The lawsuit alleges that all of the employees involved in the official complaint have faced retaliation from Southwest. This includes Renee Steinaker, the flight attendant who witnessed the iPad, the other flight attendants who reported the incident with her, as well as her husband, who is also a Southwest flight attendant. 

On February 27, 2017, Steinaker was one of four flight attendants flying from Pittsburgh, PA to Phoenix, AZ. Steinaker was asked to stand in the cockpit about two and a half hours into the flight in order to fulfill the policy that two people must remain in the cockpit at all times while Capt. Terry Graham went to the bathroom, according to her statement. Upon entering the cockpit, Steinaker noticed an iPad which appeared to be streaming live video from one of the bathrooms aboard the plane. The lawsuit alleges that the co-pilot, Ryan Russell, admitted that the iPad was streaming live video from the bathroom, and that it was a security measure present on all Boeing 737-800 planes. Steinaker took a photo of the iPad that reportedly shows Graham using the bathroom at the time. When Graham returned and Russell went to use the bathroom, Steinaker says she questioned him about the iPad and he refused to respond while he attempted to block her view of the iPad.

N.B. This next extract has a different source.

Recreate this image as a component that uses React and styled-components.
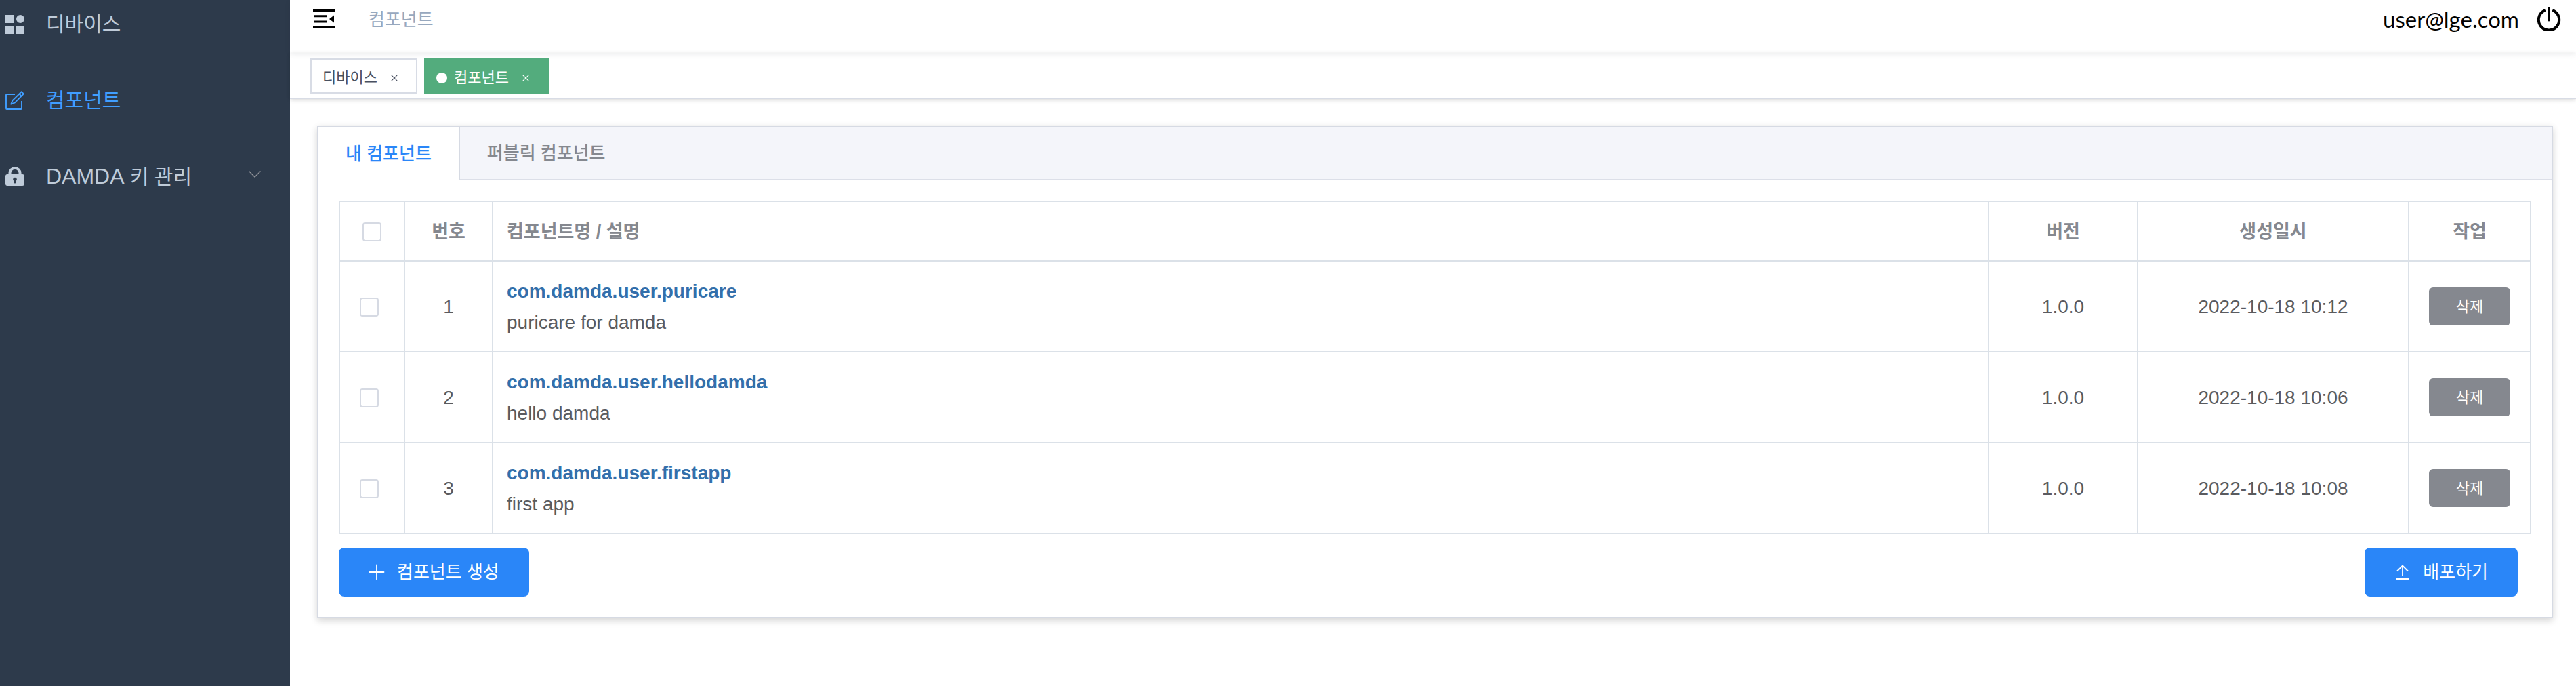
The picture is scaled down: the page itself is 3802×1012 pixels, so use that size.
import React from "react";
import styled, { createGlobalStyle } from "styled-components";

const sans = `"Liberation Sans", "Noto Sans CJK KR", sans-serif`;

const GlobalStyle = createGlobalStyle`
  *, *::before, *::after { box-sizing: border-box; }
  body { margin: 0; background: #fff; font-family: ${sans}; color: #5a5b5f; }
  button, input { font-family: inherit; }
  h1, p { margin: 0; }
`;

const Page = styled.div`
  display: flex;
  min-height: 100vh;
`;

const Sidebar = styled.nav`
  flex: 0 0 428px;
  background: #2d3a4b;
`;

const Menu = styled.ul`
  list-style: none;
  margin: 0;
  padding: 0;
`;

const MenuItem = styled.li`
  height: 112px;
  &:first-child { height: 92px; }
`;

const MenuLink = styled.a`
  display: flex;
  align-items: center;
  height: 72px;
  padding: 0 42px 0 8px;
  gap: 32px;
  font-size: 30px;
  line-height: 72px;
  text-decoration: none;
  color: ${(p) => (p.$active ? "#409eff" : "#bfcbd9")};
  ${MenuItem}:not(:first-child) & { height: 112px; }
  svg { flex: none; }
`;

const MenuText = styled.span`
  flex: 1;
`;

const Latin = styled.span`
  font-size: 32px;
`;

const Main = styled.div`
  flex: 1;
  min-width: 0;
`;

const Header = styled.header`
  display: flex;
  align-items: center;
  height: 78px;
  padding: 0 22px 22px 34px;
  box-shadow: 0 2px 8px rgba(0, 21, 41, 0.08);
`;

const IconButton = styled.button`
  display: flex;
  padding: 0;
  border: 0;
  background: none;
  color: #000;
`;

const Breadcrumb = styled.h1`
  margin-left: 50px;
  padding-top: 2px;
  font-size: 26px;
  font-weight: 400;
  line-height: 40px;
  color: #97a8be;
`;

const Account = styled.div`
  display: flex;
  align-items: center;
  gap: 26px;
  margin-left: auto;
  font-family: Lato, ${sans};
  font-size: 33px;
  line-height: 40px;
  color: #000;
`;

const TagBar = styled.div`
  display: flex;
  gap: 10px;
  height: 68px;
  padding: 8px 30px;
  border-bottom: 2px solid #d8dce5;
  box-shadow: 0 2px 6px rgba(0, 0, 0, 0.12), 0 0 6px rgba(0, 0, 0, 0.04);
`;

const Tag = styled.div`
  display: flex;
  align-items: center;
  height: 52px;
  padding: 6px 27px 0 16px;
  border: 2px solid ${(p) => (p.$active ? "#53ac7d" : "#d8dce5")};
  background: ${(p) => (p.$active ? "#53ac7d" : "#fff")};
  color: ${(p) => (p.$active ? "#fff" : "#495060")};
  font-size: 22px;
  line-height: 42px;
`;

const TagDot = styled.span`
  width: 16px;
  height: 16px;
  margin-right: 10px;
  border-radius: 50%;
  background: #fff;
`;

const TagClose = styled.button`
  display: flex;
  margin-left: 20px;
  padding: 0;
  border: 0;
  background: none;
  color: inherit;
`;

const Card = styled.main`
  margin: 40px 34px 0 40px;
  border: 2px solid #d6dae3;
  background: #fff;
  box-shadow: 0 4px 10px rgba(0, 0, 0, 0.14), 0 0 12px rgba(0, 0, 0, 0.04);
`;

const TabList = styled.div`
  display: flex;
  height: 78px;
  background: #f4f5fa;
  border-bottom: 2px solid #dcdfe8;
`;

const Tab = styled.button`
  height: ${(p) => (p.$active ? 78 : 76)}px;
  padding: 0 40px;
  border: 0;
  border-right: 2px solid ${(p) => (p.$active ? "#d6dae3" : "transparent")};
  background: ${(p) => (p.$active ? "#fff" : "transparent")};
  color: ${(p) => (p.$active ? "#2a86f8" : "#85888f")};
  font-size: 26px;
  font-weight: 500;
  line-height: 76px;
`;

const CardBody = styled.section`
  padding: 30px;
`;

const Table = styled.table`
  width: 100%;
  border-collapse: separate;
  border-spacing: 0;
  table-layout: fixed;
  border: 2px solid #dbe1e8;
  border-width: 2px 0 0 2px;
  font-size: 28px;
  line-height: 46px;
`;

const Col = styled.col`
  width: ${(p) => (p.$width ? `${p.$width}px` : "auto")};
`;

const Cell = styled.td`
  height: 134px;
  padding: 2px 20px 0;
  border: 2px solid #dbe1e8;
  border-width: 0 2px 2px 0;
  text-align: ${(p) => (p.$left ? "left" : "center")};
`;

const HeadCell = styled(Cell).attrs({ as: "th", scope: "col" })`
  height: 88px;
  font-size: 27px;
  font-weight: 700;
  color: #85888f;
`;

const CheckCell = styled(Cell)`
  padding: 2px 8px 0 0;
`;

const Checkbox = styled.input.attrs({ type: "checkbox" })`
  appearance: none;
  display: block;
  width: 28px;
  height: 28px;
  margin: 0 auto;
  border: 2px solid #d6dae3;
  border-radius: 4px;
  background: #fff;
`;

const NameLink = styled.a`
  color: #336fab;
  font-weight: 700;
  text-decoration: none;
`;

const ActionCell = styled(Cell)`
  padding: 0;
`;

const DeleteButton = styled.button`
  display: block;
  width: 120px;
  height: 56px;
  margin: 0 auto;
  padding: 0 0 4px;
  border: 0;
  border-radius: 6px;
  background: #85888f;
  color: #fff;
  font-size: 22px;
`;

const Actions = styled.div`
  display: flex;
  justify-content: space-between;
  margin-top: 20px;
  padding-right: 20px;
`;

const PrimaryButton = styled.button`
  display: flex;
  align-items: center;
  gap: 16px;
  height: 72px;
  padding: 0 44px 0 42px;
  border: 0;
  border-radius: 8px;
  background: #2a86f8;
  color: #fff;
  font-size: 26px;
  line-height: 72px;
`;

const Line = ({ size = 28, box = 28, width = 2, children, ...rest }) => (
  <svg width={size} height={size} viewBox={`0 0 ${box} ${box}`} fill="none" stroke="currentColor" strokeWidth={width} aria-hidden="true" {...rest}>
    {children}
  </svg>
);

const DeviceIcon = () => (
  <svg width="28" height="28" viewBox="0 0 28 28" fill="currentColor" aria-hidden="true">
    <path d="M0 0h12v12H0zM0 16h12v12H0zM16 16h12v12H16z" />
    <circle cx="22" cy="6" r="6" />
  </svg>
);

const EditIcon = () => (
  <Line width={1.9} strokeLinejoin="round">
    <path d="M14 5H2a1 1 0 0 0-1 1v20a1 1 0 0 0 1 1h21a1 1 0 0 0 1-1V15" />
    <path d="M23.7 1.200l3.200 3.200-12.900 12.900-5.700 2.300 2.200-5.500zM20.400 4.500l3.200 3.200" />
  </Line>
);

const LockIcon = () => (
  <svg width="28" height="28" viewBox="0 0 28 28" aria-hidden="true">
    <path fill="currentColor" fillRule="evenodd" d="M4.500 11V9a9.500 9 0 0 1 19 0v2H25a3 3 0 0 1 3 3v11a3 3 0 0 1-3 3H3a3 3 0 0 1-3-3V14a3 3 0 0 1 3-3zm4 0h11V9a5.500 5 0 0 0-11 0zM12.500 21V23a1.500 1.500 0 0 0 3 0v-2a2.800 2.800 0 1 0-3 0z" />
  </svg>
);

const ChevronIcon = () => (
  <Line size={20} box={20} width={1.3} stroke="#909399">
    <path d="M1.500 2.500L10 11l8.500-8.500" />
  </Line>
);

const FoldIcon = () => (
  <svg width="32" height="28" viewBox="0 0 32 28" fill="currentColor" aria-hidden="true">
    <path d="M0 0h32v3H0zM1 8.200h19.500v3H1zM1 16.500h19.500v3H1zM0 25h32v3H0zM31 8.500v11L24 14z" />
  </svg>
);

const PowerIcon = () => (
  <Line size={36} box={36} width={4} strokeLinecap="round">
    <path d="M18 2.500v17M11 5.800a15.200 15.200 0 1 0 14 0" />
  </Line>
);

const CloseIcon = () => (
  <Line size={10} box={10} width={1.2}>
    <path d="M.8.8l8.400 8.400M9.200.8L.8 9.200" />
  </Line>
);

const PlusIcon = () => (
  <Line width={1.8} strokeLinecap="round">
    <path d="M14 3.500v21M3.500 14h21" />
  </Line>
);

const UploadIcon = () => (
  <Line width={1.8}>
    <path d="M14 19V5M6 12.500L14 4.500l8 8M4 24h20" />
  </Line>
);

const menu = [
  { label: "디바이스", Icon: DeviceIcon },
  { label: "컴포넌트", Icon: EditIcon, active: true },
  { latin: "DAMDA", label: " 키 관리", Icon: LockIcon, expandable: true },
];

const components = [
  { id: 1, name: "com.damda.user.puricare", description: "puricare for damda", version: "1.0.0", created: "2022-10-18 10:12" },
  { id: 2, name: "com.damda.user.hellodamda", description: "hello damda", version: "1.0.0", created: "2022-10-18 10:06" },
  { id: 3, name: "com.damda.user.firstapp", description: "first app", version: "1.0.0", created: "2022-10-18 10:08" },
];

export default function App() {
  return (
    <>
      <GlobalStyle />
      <Page>
        <Sidebar>
          <Menu>
            {menu.map(({ latin, label, Icon, active, expandable }) => (
              <MenuItem key={label}>
                <MenuLink href="#" $active={active}>
                  <Icon />
                  <MenuText>
                    {latin && <Latin>{latin}</Latin>}
                    {label}
                  </MenuText>
                  {expandable && <ChevronIcon />}
                </MenuLink>
              </MenuItem>
            ))}
          </Menu>
        </Sidebar>
        <Main>
          <Header>
            <IconButton aria-label="메뉴 접기"><FoldIcon /></IconButton>
            <Breadcrumb>컴포넌트</Breadcrumb>
            <Account>
              <span>user@lge.com</span>
              <IconButton aria-label="로그아웃"><PowerIcon /></IconButton>
            </Account>
          </Header>
          <TagBar>
            <Tag>
              디바이스
              <TagClose aria-label="디바이스 닫기"><CloseIcon /></TagClose>
            </Tag>
            <Tag $active>
              <TagDot />
              컴포넌트
              <TagClose aria-label="컴포넌트 닫기"><CloseIcon /></TagClose>
            </Tag>
          </TagBar>
          <Card>
            <TabList role="tablist">
              <Tab role="tab" aria-selected="true" $active>내 컴포넌트</Tab>
              <Tab role="tab" aria-selected="false">퍼블릭 컴포넌트</Tab>
            </TabList>
            <CardBody>
              <Table>
                <colgroup>
                  <Col $width={96} />
                  <Col $width={130} />
                  <Col />
                  <Col $width={220} />
                  <Col $width={400} />
                  <Col $width={180} />
                </colgroup>
                <thead>
                  <tr>
                    <HeadCell><Checkbox aria-label="전체 선택" /></HeadCell>
                    <HeadCell>번호</HeadCell>
                    <HeadCell $left>컴포넌트명 / 설명</HeadCell>
                    <HeadCell>버전</HeadCell>
                    <HeadCell>생성일시</HeadCell>
                    <HeadCell>작업</HeadCell>
                  </tr>
                </thead>
                <tbody>
                  {components.map((c) => (
                    <tr key={c.id}>
                      <CheckCell><Checkbox aria-label={c.name} /></CheckCell>
                      <Cell>{c.id}</Cell>
                      <Cell $left>
                        <NameLink href="#">{c.name}</NameLink>
                        <p>{c.description}</p>
                      </Cell>
                      <Cell>{c.version}</Cell>
                      <Cell>{c.created}</Cell>
                      <ActionCell><DeleteButton>삭제</DeleteButton></ActionCell>
                    </tr>
                  ))}
                </tbody>
              </Table>
              <Actions>
                <PrimaryButton><PlusIcon />컴포넌트 생성</PrimaryButton>
                <PrimaryButton><UploadIcon />배포하기</PrimaryButton>
              </Actions>
            </CardBody>
          </Card>
        </Main>
      </Page>
    </>
  );
}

Neither Graham nor Russell have responded publicly to the allegations.

According to Steinaker, both pilots said the camera was a “top-secret security measure” that Steinaker was not allowed to tell anyone about. Southwest denies any top secret security measures that require hidden cameras to be installed in the bathrooms on their planes. 

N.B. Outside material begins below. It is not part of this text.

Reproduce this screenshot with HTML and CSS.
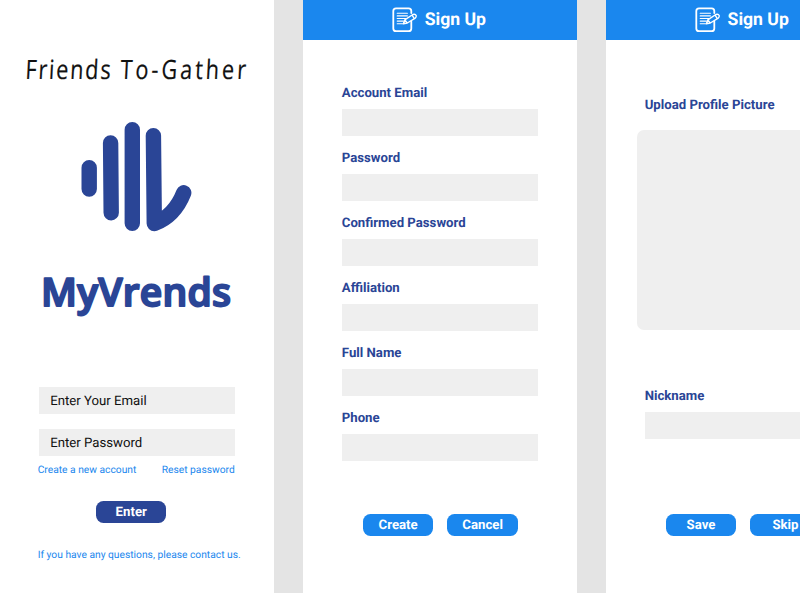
FILE: index.html
```html
<!DOCTYPE html>
<html lang="en">
<head>
<meta charset="utf-8">
<title>MyVrends</title>
<link rel="stylesheet" href="styles.css">
</head>
<body>
<svg class="defs" aria-hidden="true">
  <symbol id="note" viewBox="0 0 26 26">
    <g fill="none" stroke="#fff" stroke-linecap="round" stroke-linejoin="round">
      <path stroke-width="1.8" d="M19.3 6V4Q19.3 1.3 16.6 1.3H4Q1.3 1.3 1.3 4V21.4Q1.3 24.1 4 24.1H16.6Q19.3 24.1 19.3 21.4V14.5"/>
      <path stroke-width="1.1" d="M5.2 6.3H15.4M5.2 8.9H15.4M5.2 11.5H14M5.2 14.1H11.5M5.2 16.7H10.5"/>
      <path stroke-width="1.4" d="M11.4 16.8L12.8 12.9L20.8 7.5Q23.3 6.6 24.2 8.5Q24.5 10 23.3 11.1L15.3 16ZM20 8.2L22.4 11.6M12.8 13L15.2 16"/>
    </g>
  </symbol>
</svg>
<main class="board">
  <section class="screen login">
    <svg class="tagline" viewBox="0 0 274 50"><g transform="translate(25 35.5) skewX(-3) scale(.82 1)"><text x="0" y="0" textLength="104">Friends</text><text x="116" y="0" textLength="153">To-Gather</text></g></svg>
    <svg class="logo" viewBox="81 121 112 112">
      <path d="M89.2 167.7V189M110.6 143L111.2 212.7M132.3 129.7V223.3M153.4 135.7L154.3 223.5Q174.5 216 183.7 192.8"/>
    </svg>
    <svg class="brand" viewBox="0 0 274 64"><text x="41" y="40" textLength="190">MyVrends</text></svg>
    <form class="login-form">
      <div class="field">Enter Your Email</div>
      <div class="field">Enter Password</div>
      <div class="links"><a>Create a new account</a><a>Reset password</a></div>
      <div class="btn navy">Enter</div>
      <a class="contact">If you have any questions, please contact us.</a>
    </form>
  </section>
  <section class="screen">
    <header class="bar"><svg class="note"><use href="#note"/></svg><h1>Sign Up</h1></header>
    <form class="details">
      <label>Account Email</label><div class="field"></div>
      <label>Password</label><div class="field"></div>
      <label>Confirmed Password</label><div class="field"></div>
      <label>Affiliation</label><div class="field"></div>
      <label>Full Name</label><div class="field"></div>
      <label>Phone</label><div class="field"></div>
    </form>
    <div class="actions"><div class="btn create">Create</div><div class="btn">Cancel</div></div>
  </section>
  <section class="screen">
    <header class="bar"><svg class="note"><use href="#note"/></svg><h1>Sign Up</h1></header>
    <form class="profile">
      <label>Upload Profile Picture</label><div class="picture"></div>
      <label>Nickname</label><div class="field"></div>
    </form>
    <div class="actions"><div class="btn">Save</div><div class="btn">Skip</div></div>
  </section>
</main>
</body>
</html>
```
FILE: styles.css
```css
* { box-sizing: border-box; }
body { margin: 0; overflow: hidden; background: #e4e4e4; font-family: Roboto, sans-serif; text-rendering: geometricPrecision; }
.defs { display: none; }
.board { display: flex; gap: 29.2px; width: 800px; height: 593px; overflow: hidden; }
.screen { flex: 0 0 273.7px; height: 593px; background: #fff; display: flex; flex-direction: column; }

.tagline { width: 274px; height: 50px; margin-top: 43px; }
.tagline text { font: 400 26.5px "Open Sans", sans-serif; fill: #111; stroke: #111; stroke-width: .2; }
.logo { width: 112px; height: 112px; margin: 28px 0 0 81px; }
.logo path { fill: none; stroke: #2a4596; stroke-width: 15.4; stroke-linecap: round; stroke-linejoin: round; }
.brand { width: 274px; height: 64px; margin-top: 33px; overflow: visible; }
.brand text { font: 600 39px "Open Sans", sans-serif; fill: #2a4596; stroke: #2a4596; stroke-width: 2; stroke-linejoin: round; }

.field { height: 27px; background: #efefef; }
.login-form { margin: 57px 0 0 38.7px; width: 196.5px; display: flex; flex-direction: column; }
.login-form .field { margin-bottom: 15px; padding-left: 11.5px; font-size: 13.2px; line-height: 29px; color: #111; }
.login-form .field + .field { margin-bottom: 6px; }
.links { display: flex; justify-content: space-between; height: 15px; margin: 0 .5px 0 -1px; }
.links a, .contact { font-size: 10.25px; line-height: 16px; color: #1a87ee; white-space: nowrap; }
.btn { width: 70.5px; height: 22px; border-radius: 7.5px; background: #1a87ee; color: #fff; font-size: 13.2px; font-weight: 700; line-height: 23px; text-align: center; }
.btn.navy { background: #2a4596; margin: 24px 0 0 57.3px; }
.contact { margin: 24px 0 0 -1px; }

.bar { height: 39.5px; display: flex; align-items: center; background: #1a87ee; color: #fff; padding-left: 89px; }
.note { width: 26px; height: 26px; }
.bar h1 { margin: 0 0 0 6.5px; padding-top: 1px; font-size: 17.6px; font-weight: 700; line-height: 26px; }
label { display: block; height: 18px; font-size: 13.2px; font-weight: 700; line-height: 20px; color: #2a4596; }
.details { height: 474px; padding: 44.5px 0 0 38.6px; }
.details .field { width: 196.5px; margin: 7px 0 13px; }
.actions { display: flex; gap: 14px; padding-left: 59.7px; }
.profile { height: 474px; padding: 56.5px 0 0 38.6px; }
.picture { width: 212px; height: 200px; margin: 16px 0 57px -8px; border-radius: 7px; background: #efefef; }
.profile .field { width: 196.5px; margin-top: 7px; }
```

“We can confirm from our investigation that there was never a camera in the lavatory,” Southwest Airlines said in a statement. “The incident was an inappropriate attempt at humor, which the company did not condone.” According to the suit, Steinaker was warned by the airline that “if this got out, if this went public, no one, I mean no one, would ever fly our airline again.”

According to court documents, Steinaker told the other flight attendants what she saw and showed them the picture of the iPad. When the flight landed, she and the other crew members filed a written incident report to Southwest asking the airline to seize the iPad and save the cockpit voice recording from the flight. Steinaker’s lawyer, Ronald Goldman, said to The New York Times it is unclear if the airline did either of those things. The complaint alleges that both Graham and Russell left the plane immediately after it landed, violating the airline’s protocol. During their quick departure, Graham allegedly left a loaded firearm unattended in the cockpit, which violates Federal Aviation Administration regulations.

“In my opinion, they have treated it as some sort of joke or a prank between frat boys,” Goldman said of Southwest’s response to the complaint in an interview with BuzzFeed News. “I have no indication that they have taken this as seriously as it needed to be.”